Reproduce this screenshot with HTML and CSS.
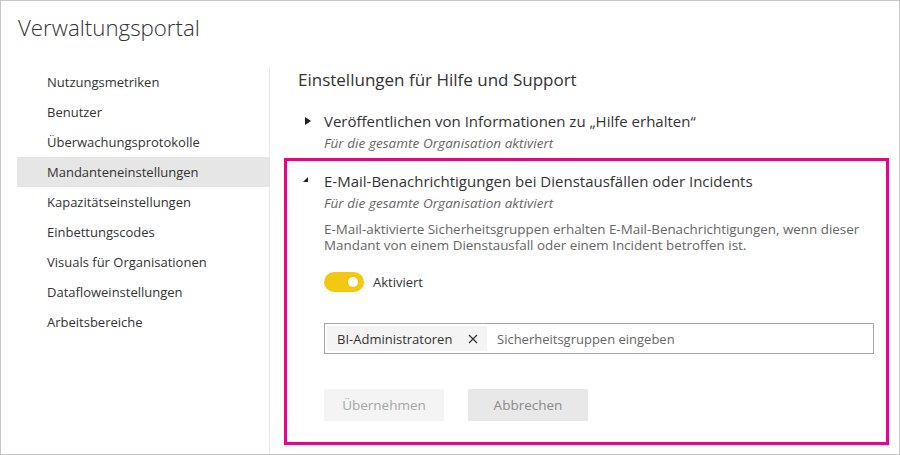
FILE: index.html
```html
<!DOCTYPE html>
<html lang="de">
<head>
<meta charset="utf-8">
<title>Verwaltungsportal</title>
<link rel="stylesheet" href="styles.css">
</head>
<body>
<div class="frame">
  <header class="title">Verwaltungsportal</header>
  <div class="body">
    <nav class="nav">
      <div class="nav-item">Nutzungsmetriken</div>
      <div class="nav-item">Benutzer</div>
      <div class="nav-item">Überwachungsprotokolle</div>
      <div class="nav-item active">Mandanteneinstellungen</div>
      <div class="nav-item">Kapazitätseinstellungen</div>
      <div class="nav-item">Einbettungscodes</div>
      <div class="nav-item">Visuals für Organisationen</div>
      <div class="nav-item">Datafloweinstellungen</div>
      <div class="nav-item">Arbeitsbereiche</div>
    </nav>
    <main class="main">
      <h2 class="heading">Einstellungen für Hilfe und Support</h2>
      <section class="setting">
        <div class="setting-head">
          <span class="caret"><span class="tri-right"></span></span>
          <span class="setting-title">Veröffentlichen von Informationen zu „Hilfe erhalten“</span>
        </div>
        <div class="setting-sub">Für die gesamte Organisation aktiviert</div>
      </section>
      <section class="setting highlight">
        <div class="setting-head">
          <span class="caret"><span class="tri-down"></span></span>
          <span class="setting-title">E-Mail-Benachrichtigungen bei Dienstausfällen oder Incidents</span>
        </div>
        <div class="setting-sub">Für die gesamte Organisation aktiviert</div>
        <p class="desc"><span class="desc-line">E-Mail-aktivierte Sicherheitsgruppen erhalten E-Mail-Benachrichtigungen, wenn dieser</span><span class="desc-line">Mandant von einem Dienstausfall oder einem Incident betroffen ist.</span></p>
        <div class="toggle-row">
          <span class="toggle"><span class="knob"></span></span>
          <span class="toggle-label">Aktiviert</span>
        </div>
        <div class="picker">
          <span class="tag">BI-Administratoren
            <svg class="tag-x" width="10" height="10" viewBox="0 0 10 10"><path d="M1 1 L9 9 M9 1 L1 9" stroke="#333" stroke-width="1.2" fill="none"/></svg>
          </span>
          <span class="placeholder">Sicherheitsgruppen eingeben</span>
        </div>
        <div class="buttons">
          <button class="btn btn-apply">Übernehmen</button>
          <button class="btn btn-cancel">Abbrechen</button>
        </div>
      </section>
    </main>
  </div>
</div>
</body>
</html>
```
FILE: styles.css
```css
* { box-sizing: border-box; }
html, body { margin: 0; padding: 0; background: #fff; }
body { font-family: "Open Sans", "Noto Sans", sans-serif; color: #333; }

.frame {
  width: 900px;
  height: 455px;
  border: 1px solid #c6c6c6;
  display: flex;
  flex-direction: column;
  overflow: hidden;
}

.title {
  font-weight: 300;
  font-size: 22.3px;
  line-height: 30px;
  color: #333;
  padding: 12px 0 0 17px;
  height: 42px;
}

.body {
  display: flex;
  flex: 1;
  margin-top: 24px;
}

.nav {
  width: 253px;
  margin-left: 16px;
  border-right: 1px solid #e6e6e6;
}

.nav-item {
  height: 30px;
  line-height: 30px;
  font-size: 13px;
  padding-left: 30px;
  color: #333;
}
.nav-item.active { background: #e6e6e6; }

.main {
  flex: 1;
  padding: 0 10px 0 14px;
}

.heading {
  margin: 1px 0 0 14px;
  font-size: 17px;
  font-weight: 400;
  line-height: 24px;
  color: #333;
}

.setting {
  border: 3px solid transparent;
  padding: 10px 0 0 16px;
}
.setting:first-of-type { margin-top: 6px; }

.setting.highlight {
  border-color: #ec008c;
  margin-top: 3px;
  height: 287px;
}

.setting-head {
  display: flex;
  align-items: center;
  height: 20px;
}
.caret {
  width: 21px;
  height: 20px;
  position: relative;
  flex: none;
}
.tri-right {
  position: absolute;
  left: 2px;
  top: 6px;
  width: 0; height: 0;
  border-top: 4px solid transparent;
  border-bottom: 4px solid transparent;
  border-left: 6px solid #1f1f2e;
}
.tri-down {
  position: absolute;
  left: 0;
  top: 6px;
  width: 0; height: 0;
  border-left: 5px solid transparent;
  border-bottom: 5px solid #1f1f2e;
}
.setting-title {
  font-size: 15px;
  color: #333;
  white-space: nowrap;
}
.setting-sub {
  margin: 3px 0 0 21px;
  font-size: 13.5px;
  line-height: 18px;
  letter-spacing: 0.05px;
  font-style: italic;
  color: #666;
}

.desc {
  margin: 9px 0 0 21px;
  font-size: 13.4px;
  color: #666;
  white-space: nowrap;
  display: flex;
  flex-direction: column;
}
.desc-line {
  height: 16px;
  line-height: 16px;
}

.toggle-row {
  display: flex;
  align-items: center;
  margin: 19px 0 0 21px;
  height: 20px;
}
.toggle {
  width: 40px;
  height: 20px;
  border-radius: 10px;
  background: #f2c811;
  position: relative;
  flex: none;
}
.knob {
  position: absolute;
  right: 6px;
  top: 5px;
  width: 10px;
  height: 10px;
  border-radius: 50%;
  background: #fff;
}
.toggle-label {
  margin-left: 9px;
  font-size: 13px;
  color: #333;
}

.picker {
  margin: 31px 0 0 21px;
  width: 550px;
  height: 31px;
  border: 1px solid #a6a6a6;
  display: flex;
  align-items: center;
  padding: 2px;
}
.tag {
  height: 25px;
  width: 160px;
  background: #f4f4f4;
  display: flex;
  align-items: center;
  padding-left: 10px;
  font-size: 13px;
  color: #333;
  flex: none;
}
.tag-x { margin-left: 16px; }
.placeholder {
  margin-left: 10px;
  font-size: 13px;
  color: #666;
}

.buttons {
  display: flex;
  gap: 24px;
  margin: 35px 0 0 21px;
}
.btn {
  width: 120px;
  height: 32px;
  border: none;
  font-family: inherit;
  font-size: 13.5px;
  padding: 0;
}
.btn-apply { background: #f4f4f4; color: #a6a6a6; }
.btn-cancel { background: #e8e8e8; color: #8a8a8a; }
```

● Directions:
Reproduce the full listing faithfully, but do not carry over any pictures.

● Answer to this exercise:
Reproduce this screenshot with HTML and CSS.
FILE: index.html
```html
<!DOCTYPE html>
<html lang="de">
<head>
<meta charset="utf-8">
<title>Verwaltungsportal</title>
<link rel="stylesheet" href="styles.css">
</head>
<body>
<div class="frame">
  <header class="title">Verwaltungsportal</header>
  <div class="body">
    <nav class="nav">
      <div class="nav-item">Nutzungsmetriken</div>
      <div class="nav-item">Benutzer</div>
      <div class="nav-item">Überwachungsprotokolle</div>
      <div class="nav-item active">Mandanteneinstellungen</div>
      <div class="nav-item">Kapazitätseinstellungen</div>
      <div class="nav-item">Einbettungscodes</div>
      <div class="nav-item">Visuals für Organisationen</div>
      <div class="nav-item">Datafloweinstellungen</div>
      <div class="nav-item">Arbeitsbereiche</div>
    </nav>
    <main class="main">
      <h2 class="heading">Einstellungen für Hilfe und Support</h2>
      <section class="setting">
        <div class="setting-head">
          <span class="caret"><span class="tri-right"></span></span>
          <span class="setting-title">Veröffentlichen von Informationen zu „Hilfe erhalten“</span>
        </div>
        <div class="setting-sub">Für die gesamte Organisation aktiviert</div>
      </section>
      <section class="setting highlight">
        <div class="setting-head">
          <span class="caret"><span class="tri-down"></span></span>
          <span class="setting-title">E-Mail-Benachrichtigungen bei Dienstausfällen oder Incidents</span>
        </div>
        <div class="setting-sub">Für die gesamte Organisation aktiviert</div>
        <p class="desc"><span class="desc-line">E-Mail-aktivierte Sicherheitsgruppen erhalten E-Mail-Benachrichtigungen, wenn dieser</span><span class="desc-line">Mandant von einem Dienstausfall oder einem Incident betroffen ist.</span></p>
        <div class="toggle-row">
          <span class="toggle"><span class="knob"></span></span>
          <span class="toggle-label">Aktiviert</span>
        </div>
        <div class="picker">
          <span class="tag">BI-Administratoren
            <svg class="tag-x" width="10" height="10" viewBox="0 0 10 10"><path d="M1 1 L9 9 M9 1 L1 9" stroke="#333" stroke-width="1.2" fill="none"/></svg>
          </span>
          <span class="placeholder">Sicherheitsgruppen eingeben</span>
        </div>
        <div class="buttons">
          <button class="btn btn-apply">Übernehmen</button>
          <button class="btn btn-cancel">Abbrechen</button>
        </div>
      </section>
    </main>
  </div>
</div>
</body>
</html>
```
FILE: styles.css
```css
* { box-sizing: border-box; }
html, body { margin: 0; padding: 0; background: #fff; }
body { font-family: "Open Sans", "Noto Sans", sans-serif; color: #333; }

.frame {
  width: 900px;
  height: 455px;
  border: 1px solid #c6c6c6;
  display: flex;
  flex-direction: column;
  overflow: hidden;
}

.title {
  font-weight: 300;
  font-size: 22.3px;
  line-height: 30px;
  color: #333;
  padding: 12px 0 0 17px;
  height: 42px;
}

.body {
  display: flex;
  flex: 1;
  margin-top: 24px;
}

.nav {
  width: 253px;
  margin-left: 16px;
  border-right: 1px solid #e6e6e6;
}

.nav-item {
  height: 30px;
  line-height: 30px;
  font-size: 13px;
  padding-left: 30px;
  color: #333;
}
.nav-item.active { background: #e6e6e6; }

.main {
  flex: 1;
  padding: 0 10px 0 14px;
}

.heading {
  margin: 1px 0 0 14px;
  font-size: 17px;
  font-weight: 400;
  line-height: 24px;
  color: #333;
}

.setting {
  border: 3px solid transparent;
  padding: 10px 0 0 16px;
}
.setting:first-of-type { margin-top: 6px; }

.setting.highlight {
  border-color: #ec008c;
  margin-top: 3px;
  height: 287px;
}

.setting-head {
  display: flex;
  align-items: center;
  height: 20px;
}
.caret {
  width: 21px;
  height: 20px;
  position: relative;
  flex: none;
}
.tri-right {
  position: absolute;
  left: 2px;
  top: 6px;
  width: 0; height: 0;
  border-top: 4px solid transparent;
  border-bottom: 4px solid transparent;
  border-left: 6px solid #1f1f2e;
}
.tri-down {
  position: absolute;
  left: 0;
  top: 6px;
  width: 0; height: 0;
  border-left: 5px solid transparent;
  border-bottom: 5px solid #1f1f2e;
}
.setting-title {
  font-size: 15px;
  color: #333;
  white-space: nowrap;
}
.setting-sub {
  margin: 3px 0 0 21px;
  font-size: 13.5px;
  line-height: 18px;
  letter-spacing: 0.05px;
  font-style: italic;
  color: #666;
}

.desc {
  margin: 9px 0 0 21px;
  font-size: 13.4px;
  color: #666;
  white-space: nowrap;
  display: flex;
  flex-direction: column;
}
.desc-line {
  height: 16px;
  line-height: 16px;
}

.toggle-row {
  display: flex;
  align-items: center;
  margin: 19px 0 0 21px;
  height: 20px;
}
.toggle {
  width: 40px;
  height: 20px;
  border-radius: 10px;
  background: #f2c811;
  position: relative;
  flex: none;
}
.knob {
  position: absolute;
  right: 6px;
  top: 5px;
  width: 10px;
  height: 10px;
  border-radius: 50%;
  background: #fff;
}
.toggle-label {
  margin-left: 9px;
  font-size: 13px;
  color: #333;
}

.picker {
  margin: 31px 0 0 21px;
  width: 550px;
  height: 31px;
  border: 1px solid #a6a6a6;
  display: flex;
  align-items: center;
  padding: 2px;
}
.tag {
  height: 25px;
  width: 160px;
  background: #f4f4f4;
  display: flex;
  align-items: center;
  padding-left: 10px;
  font-size: 13px;
  color: #333;
  flex: none;
}
.tag-x { margin-left: 16px; }
.placeholder {
  margin-left: 10px;
  font-size: 13px;
  color: #666;
}

.buttons {
  display: flex;
  gap: 24px;
  margin: 35px 0 0 21px;
}
.btn {
  width: 120px;
  height: 32px;
  border: none;
  font-family: inherit;
  font-size: 13.5px;
  padding: 0;
}
.btn-apply { background: #f4f4f4; color: #a6a6a6; }
.btn-cancel { background: #e8e8e8; color: #8a8a8a; }
```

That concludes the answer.